By Monday 28 July the accident was being widely reported in the newspapers and although details vary it is possible to make a reasonable reconstruction of what happened. This was the end of the Glasgow Fair holiday and it is obvious that the family had taken a house at Faslane for the holiday renting Lennox Bank from Mr John M’Farlane. This house still exists, or at least there is still a house on the site, but it is now within Faslane Naval Base. The house sits only a short distance above a sandy bay and the girls were in the habit of enjoying sea bathing. On the morning of the 26th it was low tide and they had to walk out a distance to reach the water. One of the girls unexpectedly stepped into deeper water, was quickly out of her depth and in danger of being swept away. Her sister went to her aid and both girls were swept away and drowned.

The main discrepancies in the accounts relate to rescue attempts. Some report that the alarm was raised by servants on the hillside who saw what was happening; others claim that James McCall himself was on the beach and tried to save his daughters and had to be rescued in turn by a policeman. Some reports mention a nurse/governess as being present and it is possible to suggest she was named Agnes Andison/Anderson. From the 1871 census until that of 1901 Agnes Andison/Anderson is found in the household generally described as a nurse. She probably joined the household in 1870 when Grace Anne McCall was born.
Margaret and Eliza’s parents were cousins who married in 1859. The family lair in Compartment Omega was originally purchased for the burial of James McCall, snr, a wine merchant like his son, in 1853.
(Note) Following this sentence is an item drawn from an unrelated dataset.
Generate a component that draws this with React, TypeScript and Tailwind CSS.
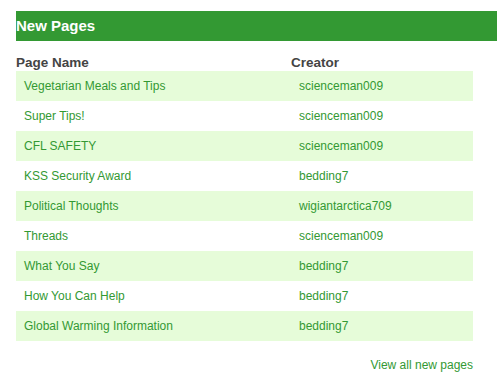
import React from "react";

const pages = [
  { name: "Vegetarian Meals and Tips", creator: "scienceman009" },
  { name: "Super Tips!", creator: "scienceman009" },
  { name: "CFL SAFETY", creator: "scienceman009" },
  { name: "KSS Security Award", creator: "bedding7" },
  { name: "Political Thoughts", creator: "wigiantarctica709" },
  { name: "Threads", creator: "scienceman009" },
  { name: "What You Say", creator: "bedding7" },
  { name: "How You Can Help", creator: "bedding7" },
  { name: "Global Warming Information", creator: "bedding7" },
];

const App = () => {
  return (
    <div className="w-[497px] h-[381px] bg-white pt-[11px] pl-4 font-['Liberation_Sans',Arial,sans-serif]">
      <div className="h-[30px] bg-[#339933] flex items-center text-white font-bold text-[15px]">
        New Pages
      </div>
      <div className="w-[457px] mt-[14px]">
        <div className="flex h-4 items-center text-[13.5px] font-bold text-[#444444]">
          <div className="w-[275px]">Page Name</div>
          <div>Creator</div>
        </div>
        <div>
          {pages.map((p, i) => (
            <div
              key={p.name}
              className={
                "flex h-[30px] items-center text-[12px] text-[#339933] " +
                (i % 2 === 0 ? "bg-[#e6fcd9]" : "bg-white")
              }
            >
              <div className="w-[275px] pl-2">{p.name}</div>
              <div className="pl-2">{p.creator}</div>
            </div>
          ))}
        </div>
        <div className="mt-[15px] text-right text-[12px] text-[#339933]">
          View all new pages
        </div>
      </div>
    </div>
  );
};

export default App;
2 August 1912 marked a first for the Necropolis when William Ker’s burial featured a motor hearse and motor coaches only. We know about this because it was sufficiently noteworthy for it to be recorded in the comments column in the Burial Register. It is not known whether the hearse used was similar to this 1910 model below. Nor is it known whether Wylie Lochhead were the owners of the vehicle as seems likely.